Mentre in Italia si attendono i risultati di un referendum e di un ballottaggio caratterizzati da una tra le più basse percentuali di affluenza alle urne, in Iran si combatte ormai da più di una settimana una battaglia disperata contro il regime del terrore. La crisi iraniana appare attualmente una delle situazioni più complesse e preoccupanti per la comunità internazionale nello scenario globale.
Sebbene sia ancora lontana dall’essere stabilita l’entità dei brogli che hanno caratterizzato le elezioni presidenziali, la protesta di Moussavi, sostenuta da un buon numero di elettori, appare più uno scontro di forze all’interno del regime che il tentativo reale, o anche solo possibile, di uno scacco all’ attuale governo dittatoriale del presidente Ahmadinejad.
Mentre cresce la tensione tra le opposte fazioni nelle proteste per il risultato del voto, il candidato iraniano sconfitto ha ribadito in questi giorni la sua richiesta di annullare le elezioni in una lettera inviata al principale organo legislativo del Paese. Moussavi sostiene con forza che le elezioni dovrebbero essere annullate.
Questo tentativo di reazione alle prevaricazioni di Ahmadinejad ha provocato scontri, morti e feriti il cui computo è ancora difficile da decifrare. Intanto, non accenna a diminuire la tensione nelle strade con i sostenitori di Moussavi che cercano di usare tutti i mezzi per opporsi al regime di Ahmadinejad soprattutto nella zona meridionale di Teheran.
A nulla servono le misure di contenimento usate dalla polizia perché la rivolta non accenna a placarsi. L’atto più grave è sicuramente l’attacco al mausoleo di Khomeini, destinato a provocare l’ira degli iraniani che venerano il religioso sciita che nel 1979 capeggiò la rivoluzione per destituire lo scià che godeva dell’appoggio degli Usa, e che segna a questo punto la frattura insanabile che si è venuta a creare con queste elezioni.
Il paese è sull’orlo di una guerra civile. Nella capitale c’è un massiccio spiegamento di forze di sicurezza per evitare altri raduni e anche l’Ayatollah Ali Khamenei ha detto che i capi delle proteste saranno considerati responsabili di qualsiasi spargimento di sangue se le manifestazioni dovessero continuare. Le parole di ieri di Khamenei sembrano aver fatto riferimento a un prossimo giro di vite da parte delle autorità contro le manifestazioni, aggiungendo, inoltre, che le elezioni sono state vinte in modo trasparente da Ahmadinejad e che non ci sono stati brogli.
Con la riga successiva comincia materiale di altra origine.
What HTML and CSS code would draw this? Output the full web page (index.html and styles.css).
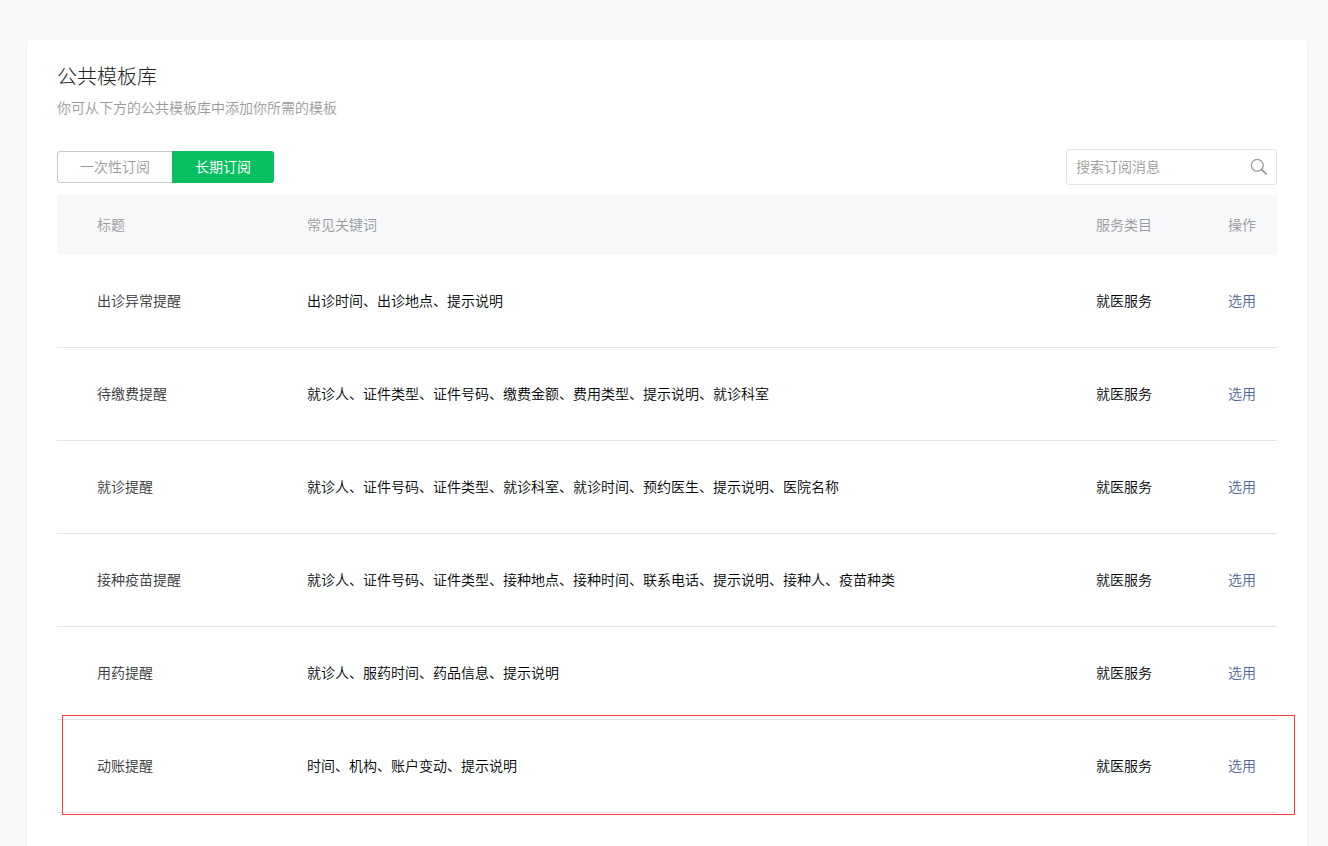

Mussavi, Karoubi e il terzo candidato sconfitto Mohsen Rezaie, pur invitati a partecipare a una sessione speciale del Consiglio dei Guardiani, hanno scelto di rinunciare in segno di protesta, soltanto Rezaie, un conservatore ex comandante delle Guardie Rivoluzionarie, si è presentato.
Il presidente americano Barack Obama ha scelto di adottare una linea morbida, perché, pur condannando le violenze delle forze di sicurezza e ribadendo che gli iraniani debbano essere liberi di protestare, non ha dato particolari segnali di voler intervenire per sanare la situazione.
C’è una grande sete di libertà e di democrazia in Iran purtroppo sfociata, come sempre, in risse, lotte, intimidazioni e morte. C’è una mentalità di fondo tutta da ripensare, evidentemente e su questa dura protesta, purtroppo provocata non da un reale desiderio di liberazione, ma mossa dalla mera ipotesi del broglio, che bisogna iniziare a lavorare, proponendo modelli alternativi di democrazia e sviluppo. Occorre intervenire per non lasciare il paese in balia delle folle inferocite e di capi che continuano a dettare legge, intimando a Stati Uniti e Gran Bretagna di smettere di interferire nelle vicende interne dell’Iran.
Dalle piazze incandescenti, dalle decine di morti, dai palazzi distrutti, ma soprattutto dalle parole del presidente Ahmadinejad sembra difficile poter intravedere uno spiraglio di pace. Di fatto l’Iran continua ad essere una bomba a orologeria che la comunità internazionale è chiamata a disinnescare prima che sia troppo tardi.